• _Problem statement_
Gather up the lines that contain "components".

• _Dataset section_
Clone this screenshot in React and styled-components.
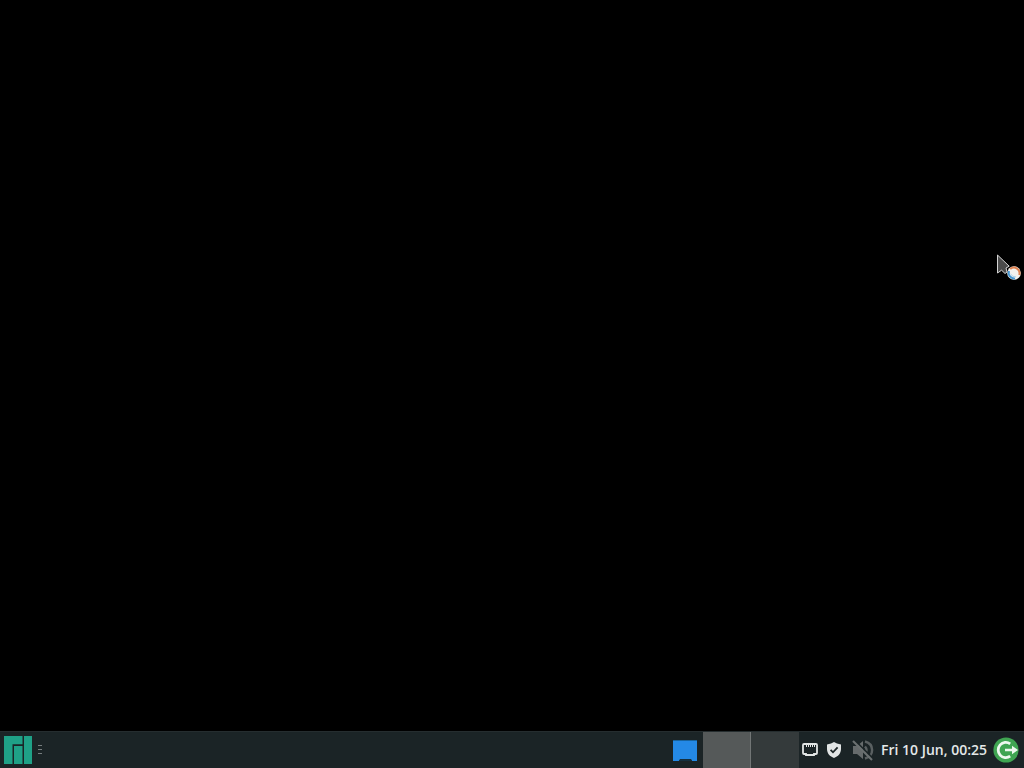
import React from "react";
import styled, { createGlobalStyle } from "styled-components";

const App = () => {
	return (
		<>
			<GlobalStyle />
			<Desktop>
				<Workarea>
					<Pointer viewBox='0 0 28 30' aria-hidden='true'>
						<path
							d='M1.5 2 V20 L5.6 17.2 L9 20.5 L11 19 L10 15 L13.2 13.2 Z'
							fill='#4b4b4b'
							stroke='#d4d4d4'
							strokeWidth='1'
							strokeLinejoin='round'
						/>
						<circle cx='18' cy='20' r='6.8' fill='#f4f1ee' />
						<path d='M13 18 A5.6 5.6 0 0 0 19 25.4' fill='none' stroke='#4797d2' strokeWidth='2' />
						<path d='M14.2 16 A5.6 5.6 0 0 1 23.2 22' fill='none' stroke='#df814f' strokeWidth='2' />
						<path d='M14.6 21 Q16.5 24 20 24' fill='none' stroke='#a9d3ee' strokeWidth='1' />
					</Pointer>
				</Workarea>
				<Panel>
					<MenuButton aria-label='Applications'>
						<Glyph $size={28} viewBox='0 0 28 28' fill='#1fa187'>
							<path d='M0 0 H18.5 V8.2 H8.5 V28 H0 Z' />
							<path d='M10 10 H18.5 V28 H10 Z' />
							<path d='M20 0 H28 V28 H20 Z' />
						</Glyph>
					</MenuButton>
					<Handle />
					<Spacer />
					<DesktopButton aria-label='Show desktop'>
						<Glyph $size={26} viewBox='0 0 26 26'>
							<path d='M1 3 H25 V23 H1 Z' fill='#17639f' />
							<path d='M1 4 H25 V24 H20 L19 22 H8 L7 24 H1 Z' fill='#2489e6' />
							<path d='M8 22 H19 L20 24 H7 Z' fill='#15303f' />
						</Glyph>
					</DesktopButton>
					<Workspace $active aria-label='Workspace 1' />
					<Workspace aria-label='Workspace 2' />
					<Tray>
						<TrayButton aria-label='Network'>
							<Glyph $size={16} viewBox='0 0 16 16'>
								<path
									d='M2 2 H14 Q15 2 15 3 V11 Q15 12 14 12 H12 V13 H4 V12 H2 Q1 12 1 11 V3 Q1 2 2 2 Z'
									fill='none'
									stroke='#e2e5e5'
									strokeWidth='1.8'
								/>
								<path d='M4.5 2 V5 M6.5 2 V5 M8.5 2 V5 M10.5 2 V5 M12.5 2 V5' stroke='#e2e5e5' />
							</Glyph>
						</TrayButton>
						<TrayButton aria-label='Updates'>
							<Glyph $size={16} viewBox='0 0 16 16'>
								<path
									d='M8 0 Q10.5 2 15 2.4 V7 C15 11.5 12 14.5 8 16 C4 14.5 1 11.5 1 7 V2.4 Q5.5 2 8 0 Z'
									fill='#e2e5e5'
								/>
								<path d='M4.6 7.8 L7 10.3 L11.6 5.4' fill='none' stroke='#1d2628' strokeWidth='1.8' />
							</Glyph>
						</TrayButton>
					</Tray>
					<VolumeButton aria-label='Volume muted'>
						<Glyph $size={22} viewBox='0 0 22 22'>
							<path d='M1 7 H5 L11 2 V20 L5 15 H1 Z' fill='#666b6c' />
							<path
								d='M13 7.5 Q16 11 13 14.5 M13 2.5 C22.5 5 22.5 17 13 19.5'
								fill='none'
								stroke='#5a6061'
								strokeWidth='2.4'
							/>
							<path d='M1.5 0 L21.5 20' stroke='#1b2426' strokeWidth='1.6' />
							<path d='M1 2 L20 21' stroke='#6b7071' strokeWidth='2.2' />
						</Glyph>
					</VolumeButton>
					<Clock>Fri 10 Jun, 00:25</Clock>
					<LogoutButton aria-label='Log out'>
						<Glyph $size={26} viewBox='0 0 26 26'>
							<circle cx='13' cy='13' r='12.6' fill='#40a552' />
							<path
								d='M17.2 6.8 A7.6 7.6 0 1 0 17.2 19.2'
								fill='none'
								stroke='#eef8ef'
								strokeWidth='2.8'
							/>
							<path d='M12 11.8 H19 V8.8 L25 13 L19 17.2 V14.2 H12 Z' fill='#eef8ef' />
						</Glyph>
					</LogoutButton>
				</Panel>
			</Desktop>
		</>
	);
};

const GlobalStyle = createGlobalStyle`
	* {
		box-sizing: border-box;
	}

	body {
		margin: 0;
		background: #000;
	}
`;

const Desktop = styled.div`
	display: flex;
	flex-direction: column;
	min-height: 100vh;
	background: #000;
	font-family: "Open Sans", "Noto Sans", sans-serif;
`;

const Workarea = styled.main`
	position: relative;
	flex: 1;
`;

const Pointer = styled.svg`
	position: absolute;
	top: 253px;
	right: 0;
	width: 28px;
	height: 30px;
`;

const Panel = styled.footer`
	display: flex;
	align-items: center;
	height: 37px;
	background: #1b2426;
	border-top: 1px solid #252d2f;
`;

const PanelButton = styled.button`
	display: flex;
	flex: none;
	align-items: center;
	justify-content: center;
	width: 36px;
	height: 100%;
	padding: 0;
	border: 0;
	background: transparent;
	cursor: default;
`;

const MenuButton = styled(PanelButton)``;

const DesktopButton = styled(PanelButton)``;

const Workspace = styled(PanelButton)`
	width: 48px;
	background: ${(props) => (props.$active ? "#555959" : "#343a3b")};
	border-right: 1px solid ${(props) => (props.$active ? "#727676" : "#343a3b")};
`;

const Tray = styled.div`
	display: flex;
	height: 100%;
`;

const TrayButton = styled(PanelButton)`
	width: 24px;
	padding-right: 2px;
`;

const VolumeButton = styled(PanelButton)`
	width: 32px;
`;

const LogoutButton = styled(PanelButton)``;

const Glyph = styled.svg`
	display: block;
	flex: none;
	width: ${(props) => props.$size}px;
	height: ${(props) => props.$size}px;
`;

const Handle = styled.span`
	width: 4px;
	height: 10px;
	margin-left: 2px;
	background: repeating-linear-gradient(#777e7f 0 1px, transparent 1px 4px);
`;

const Spacer = styled.div`
	flex: 1;
`;

const Clock = styled.time`
	padding: 0 1px 0 2px;
	color: #e4e8e8;
	font-size: 14px;
	font-weight: 600;
	line-height: 20px;
	white-space: nowrap;
`;

export default App;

• _Task solution_
Clone this screenshot in React and styled-components.
import styled, { createGlobalStyle } from "styled-components";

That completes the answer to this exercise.